2003 South Pacific Games
In a warm-up match for the 2003 South Pacific Games, Tuvalu played a friendly game against Fiji and were defeated 9–0.

Tuvalu also participated in four games at the 2003 South Pacific Games again held in Fiji, with Tim Jerks as the coach. After defeating Kiribati 3–2 in their opening game, Tuvalu played Fiji again, but were defeated with a more respectable 4–0. In the game against Vanuatu, Tuvalu was narrowly defeated 1–0. In the final game of the tournament against Solomon Islands, the Tuvaluan squad was defeated 4–0. Tuvalu finished fourth out of five in Pool A, above Kiribati.

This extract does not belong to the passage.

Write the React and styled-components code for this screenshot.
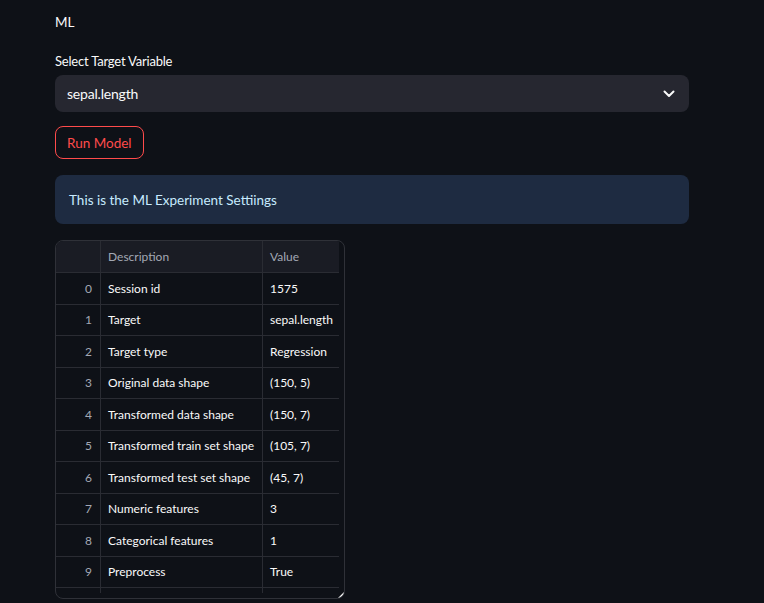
import React from 'react';
import styled, {createGlobalStyle} from 'styled-components';

const GlobalStyle = createGlobalStyle`
  html, body {
    margin: 0;
    padding: 0;
    background: #0e1117;
  }
  body {
    font-family: Lato, "Noto Sans", sans-serif;
    color: #fafafa;
  }
`;

const Page = styled.div`
  width: 634px;
  padding: 12px 0 0 55px;
  display: flex;
  flex-direction: column;
`;

const Heading = styled.div`
  font-size: 13.5px;
  line-height: 20px;
  height: 20px;
  margin-bottom: 19px;
`;

const Label = styled.label`
  font-size: 13px;
  letter-spacing: -0.2px;
  line-height: 20px;
  height: 20px;
  margin-bottom: 4px;
`;

const Select = styled.div`
  height: 37px;
  box-sizing: border-box;
  background: #262730;
  border-radius: 8px;
  display: flex;
  align-items: center;
  justify-content: space-between;
  padding: 0 14px 0 12px;
  font-size: 14px;
  letter-spacing: -0.2px;
`;

const RunButton = styled.button`
  margin-top: 14px;
  align-self: flex-start;
  height: 33px;
  padding: 0 11px;
  background: transparent;
  border: 1px solid #ff4b4b;
  border-radius: 8px;
  color: #ff4b4b;
  font-family: inherit;
  font-size: 13.5px;
`;

const Info = styled.div`
  margin-top: 16px;
  height: 49px;
  box-sizing: border-box;
  background: #1e2b41;
  border-radius: 8px;
  color: #c7ebff;
  font-size: 13.5px;
  display: flex;
  align-items: center;
  padding: 0 14px;
`;

const TableFrame = styled.div`
  position: relative;
  margin-top: 16px;
  width: 290px;
  height: 359px;
  box-sizing: border-box;
  border: 1px solid #2f3138;
  border-radius: 8px;
  overflow: hidden;
`;

const Grid = styled.div`
  width: 283px;
  height: 352px;
  overflow: hidden;
`;

const Row = styled.div`
  display: grid;
  grid-template-columns: 45px 162px 76px;
  height: ${props => (props.header ? 32 : 31.5)}px;
  background: ${props => (props.header ? '#1a1c24' : 'transparent')};
  border-bottom: 1px solid #2a2c33;
  box-sizing: border-box;
  font-size: 12px;
`;

const Cell = styled.div`
  display: flex;
  align-items: center;
  padding: 0 ${props => (props.index ? 8 : 7)}px;
  justify-content: ${props => (props.index ? 'flex-end' : 'flex-start')};
  color: ${props => (props.index || props.header ? '#a3a8b4' : '#fafafa')};
  border-right: ${props => (props.last ? 'none' : '1px solid #2a2c33')};
  white-space: nowrap;
  overflow: hidden;
`;

const Handle = styled.div`
  position: absolute;
  right: 0;
  bottom: 0;
  width: 0;
  height: 0;
  border-left: 6px solid transparent;
  border-bottom: 6px solid #fafafa;
`;

const rows = [
  ['Session id', '1575'],
  ['Target', 'sepal.length'],
  ['Target type', 'Regression'],
  ['Original data shape', '(150, 5)'],
  ['Transformed data shape', '(150, 7)'],
  ['Transformed train set shape', '(105, 7)'],
  ['Transformed test set shape', '(45, 7)'],
  ['Numeric features', '3'],
  ['Categorical features', '1'],
  ['Preprocess', 'True'],
  ['', ''],
];

const Chevron = () => (
  <svg width="12" height="8" viewBox="0 0 12 8" fill="none">
    <path d="M1.5 1.5L6 6L10.5 1.5" stroke="#fafafa" strokeWidth="2" strokeLinecap="round" strokeLinejoin="round" />
  </svg>
);

export default function App() {
  return (
    <Page>
      <GlobalStyle />
      <Heading>ML</Heading>
      <Label>Select Target Variable</Label>
      <Select>
        <span>sepal.length</span>
        <Chevron />
      </Select>
      <RunButton>Run Model</RunButton>
      <Info>This is the ML Experiment Settiings</Info>
      <TableFrame>
        <Grid>
          <Row header>
            <Cell header />
            <Cell header>Description</Cell>
            <Cell header last>Value</Cell>
          </Row>
          {rows.map((item, index) => {
            const [desc, value] = item;
            return (
              <Row key={'row ' + index}>
                <Cell index>{index < 10 ? index : ''}</Cell>
                <Cell>{desc}</Cell>
                <Cell last>{value}</Cell>
              </Row>
            );
          })}
        </Grid>
        <Handle />
      </TableFrame>
    </Page>
  );
}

2007 World Cup and OFC Nations Cup qualifications
In 2007, with Toakai Puapua as the coach, and Petio Semaia as the captain, Tuvalu became the first non FIFA member to participate in an official World Cup qualifying match. The situation arose when the regional governing body used the football competition at the 2007 South Pacific Games, as the first stage of the qualification tournament for the 2010 FIFA World Cup and qualification tournament for the 2008 OFC Nations Cup. In Tuvalu's South Pacific Games debut, they were defeated 16–0 by Fiji. However Tuvalu fought hard in the next match against New Caledonia (who were joint leaders of the competition) and only lost 1–0. Tuvalu then drew 1–1 with Tahiti, with a late equaliser from Viliamu Sekifu. In the last group stage match the Cook Islands, coached by Tim Jerks (who had previously coached Tuvalu), defeated them 4–1. Tuvalu finished last in the group with one point.

2011 Pacific Games

In 2011 the Tuvalu National Football Association signed Dutch coach Foppe de Haan as the coach on a part-time and volunteer basis. De Haan previously coached SC Heerenveen, Ajax Cape Town and the Dutch national U-21 team. De Haan began his tenure with a 3–0 victory over Samoa in a warm-up match for the 2011 Pacific Games, and striker Alopua Petoa scored a hat-trick.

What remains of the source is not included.